Last week, a good five days before the Test, BCCI’s veteran pitch curator Dhiraj Parsana sat beyond the boundary ropes, sheltered from the harsh noon sun by the shade of the towering pavilion block. For years, he has been in charge of the Motera track in neighbouring Ahmedabad. He isn’t new to Rajkot, it’s his birthplace. Now, it’s where he prepared the pitch for the city’s first Test.
An affable man, he is not known to toe the line. In the past, he has had differences of opinion with Indian captains about the interpretation of the phrase ‘home advantage’. In his long career, the no-nonsense man has disagreed with skippers — Sourav Ganguly for one, Anil Kumble, the present coach, is another.
This was a special occasion for the 68-year-old. He was chuffed about the local association’s plans to felicitate him on the first day of the Test. Before the players stepped on to the pitch he had prepared, Parsana was to get a shawl and a sparkling memento. A ’70s star around here, the all-rounder played for Saurashtra and India. When asked about the nature of the surface he had prepared for this ‘special’ game, Parsana wasn’t giving away much. Later during the conversation, he did drop a hint. “I am almost 70 now, I don’t want to go to sleep at night with the guilt of preparing a dubious track,” he said.
The Test is over, Parsana can sleep peacefully. The pitch had also been asleep for most of the Test. For the last couple of days, there was slow turn, with the odd ball keeping low or suddenly climbing up. A couple of Indian batsmen got out to balls that kept low. In the last hour, there were times when India seemed on the back foot, struggling to eke out a draw.

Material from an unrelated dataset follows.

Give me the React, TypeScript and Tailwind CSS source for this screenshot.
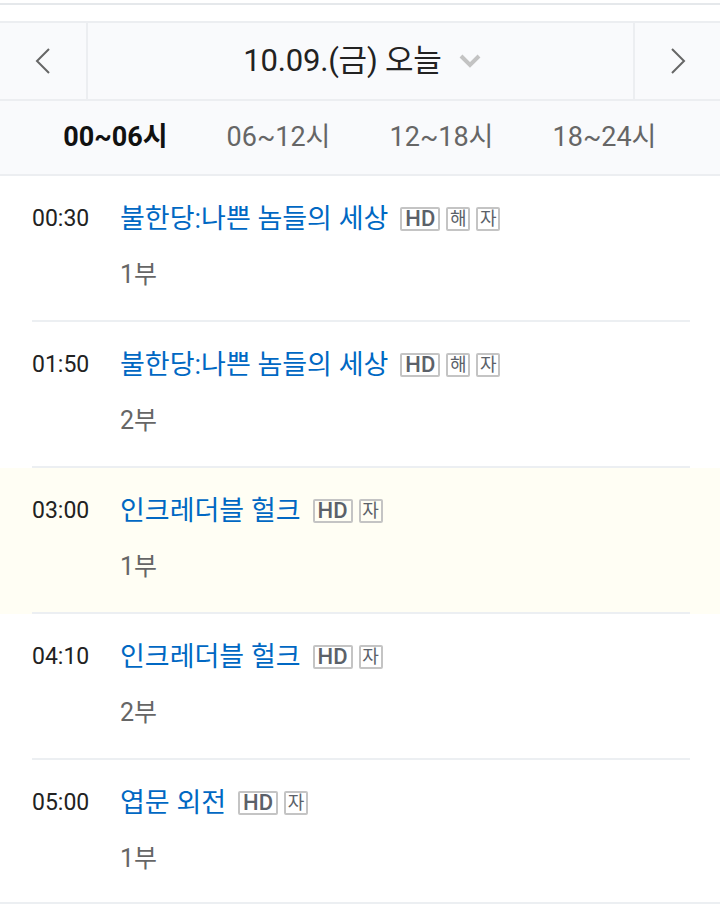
import React from "react";

const font = { fontFamily: 'Roboto, "Noto Sans CJK KR", "Noto Sans", sans-serif' };

type Item = { time: string; title: string; ep: string; badges: string[]; hl?: boolean };

const items: Item[] = [
  { time: "00:30", title: "불한당:나쁜 놈들의 세상", ep: "1부", badges: ["HD", "해", "자"] },
  { time: "01:50", title: "불한당:나쁜 놈들의 세상", ep: "2부", badges: ["HD", "해", "자"] },
  { time: "03:00", title: "인크레더블 헐크", ep: "1부", badges: ["HD", "자"], hl: true },
  { time: "04:10", title: "인크레더블 헐크", ep: "2부", badges: ["HD", "자"] },
  { time: "05:00", title: "엽문 외전", ep: "1부", badges: ["HD", "자"] },
];

function Badge({ t }: { t: string }) {
  const hd = t === "HD";
  return (
    <span
      className={
        "inline-flex h-[24px] items-center justify-center rounded-[2px] border-2 border-[#c4c4c4] text-[#5b6169] leading-none " +
        (hd ? "w-[40px] text-[22px] font-medium" : "w-[24px] text-[18px]")
      }
    >
      {t}
    </span>
  );
}

export default function App() {
  return (
    <div className="w-[720px] bg-white" style={font}>
      <div className="h-[3px]" />
      <div className="h-[2px] bg-[#e5e8eb]" />
      <div className="h-[16px]" />
      <div className="flex h-[80px] border-y-2 border-[#eceef1] bg-[#f9fafc]">
        <div className="flex w-[88px] items-center justify-center border-r-2 border-[#eceef1]">
          <svg width="18" height="28" viewBox="0 0 18 28" fill="none">
            <path d="M15 2 L3 14 L15 26" stroke="#666" strokeWidth="2" />
          </svg>
        </div>
        <div className="flex flex-1 items-center justify-center gap-[16px] pl-[4px]">
          <span className="text-[31px] text-[#222] tracking-[-0.2px]">10.09.(금) 오늘</span>
          <svg width="24" height="16" viewBox="0 0 24 16" fill="none">
            <path d="M3 3 L12 12 L21 3" stroke="#c3c3c3" strokeWidth="4" />
          </svg>
        </div>
        <div className="flex w-[87px] items-center justify-center border-l-2 border-[#eceef1]">
          <svg width="18" height="28" viewBox="0 0 18 28" fill="none">
            <path d="M3 2 L15 14 L3 26" stroke="#666" strokeWidth="2" />
          </svg>
        </div>
      </div>
      <div className="grid h-[75px] grid-cols-4 items-center border-b-2 border-[#eceef1] bg-[#f9fafc] px-[34px] text-[27px]">
        <div className="text-center font-bold text-[#111]">00~06시</div>
        <div className="text-center text-[#666]">06~12시</div>
        <div className="text-center text-[#666]">12~18시</div>
        <div className="text-center text-[#666]">18~24시</div>
      </div>
      {items.map((it, i) => {
        const last = i === items.length - 1;
        return (
          <div
            key={i}
            className={(it.hl ? "bg-[#fffef4]" : "bg-white") + (last ? " border-b-2 border-[#eceff2]" : "")}
          >
            <div
              className={
                "ml-[32px] mr-[30px] flex pt-[26px] " +
                (last ? "h-[142px]" : "h-[146px] border-b-2 border-[#eceff2]")
              }
            >
              <div className="w-[88px] text-[23px] leading-[34px] text-[#222]">{it.time}</div>
              <div className="flex flex-col">
                <div className="flex items-center gap-[6px]">
                  <span className="mr-[6px] text-[27px] leading-[34px] text-[#0068c3]">{it.title}</span>
                  {it.badges.map((b) => (
                    <Badge key={b} t={b} />
                  ))}
                </div>
                <div className="mt-[22px] text-[25px] leading-[34px] text-[#666]">{it.ep}</div>
              </div>
            </div>
          </div>
        );
      })}
    </div>
  );
}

Kohli wasn’t complaining. Though he did say that he didn’t expect the early greenish tinge on the pitch. “I was quite surprised to see that much grass, to be honest. It should not have been the case,” he said. He also dropped hints that there was no devil in the track even when he was batting in the final moments of the Test.
“Sometimes, the situation becomes such that even on flat wickets, you tend to make mistakes. I spent decent time out there and it is because we lost four-five wickets that it looks like it’s going to rip through from a good-length area. That was not the case. The wicket was pretty decent throughout the game,” he said.
Six tons, 1200-plus runs
In years to come, even if someone takes a look at the scoreboard, it would be easy to guess the nature of this surface. Six centuries, 1,200 plus runs. This certainly wasn’t the kind of track that saw Saurashtra’s left-arm spinner Ravindra Jadeja take 38 wickets from four games in this town last year (albeit at two venues, SCA Stadium and Madhavrao Scindia Ground), with most of those Ranji Trophy matches not going the distance. Here Jadeja, after bowling 45 overs, got just three wickets. The Indian spinners would have certainly liked a more spin-friendly surface.
A true surface has never been to Jadeja’s liking. Over the last one year, the ‘flat and fast’ left-armer has been very effective with the new ball. On his home ground, in the Ranji Trophy, he is unplayable with the shinning cherry. The left-arm spinner banks on the roughs on the surface to get his wickets. The reason Jadeja is deadly with the new ball is because he is unpredictable. It is said that at times even Jadeja doesn’t know which way his ball will turn since it’s the cracks that decide the direction of the deliveries.
Speaking after Day 3, Jadeja had said that the position of the cracks on the surface were not to his liking. They were on the two sides of the stumps. “The middle portion has remained the same. Yesterday and today, the fast bowlers had some help but over the next few days the wicket will become slower,” he had said. During the New Zealand series, Jadeja bowled stump-to-stump and got wickets. Here on an unresponsive and true track, he wasn’t getting the same purchase.
On the other hand, as Alastair Cook said, the English spinners are better bowlers on flat tracks. It feels like home to them. In England, the tracks are green and get less abrasive, so the slow bowlers have to work harder for wickets.
“A brilliant performance all-round, especially our three spinners who came in for criticism on turning wickets. On a flatter wicket, they bowled a lot better. Great to have Saqqy (Saqlain Mushtaq) here. Made a big difference to those guys,” he said.
England off-spinner Moeen Ali had called the pitch a ‘belter’ after the second day’s play. Cook, after the drawn Test, said, “It was a cracking pitch”. Not many visiting players use these words to describe the dustbowls they get.
So did the Indians get what they wanted, or what they expected? That will never be clear. Who has the final say in deciding the nature of the pitch has always been a mystery.
Some clues may help. Before the Test, the Saurashtra Cricket Association members had expressed a desire for the ‘special’ Test to go the distance. They expected the weekend crowd to make the game memorable. Saurashtra Cricket Association secretary Niranjan Shah said, “Test matches need to be a five-day affair.”
Before play commenced on the final day, all three results were possible. Even till the final hour, there were a couple of possibilities. That’s the reason there have been no complaints. But there will always be one question: did the local sentiment negate India’s home advantage?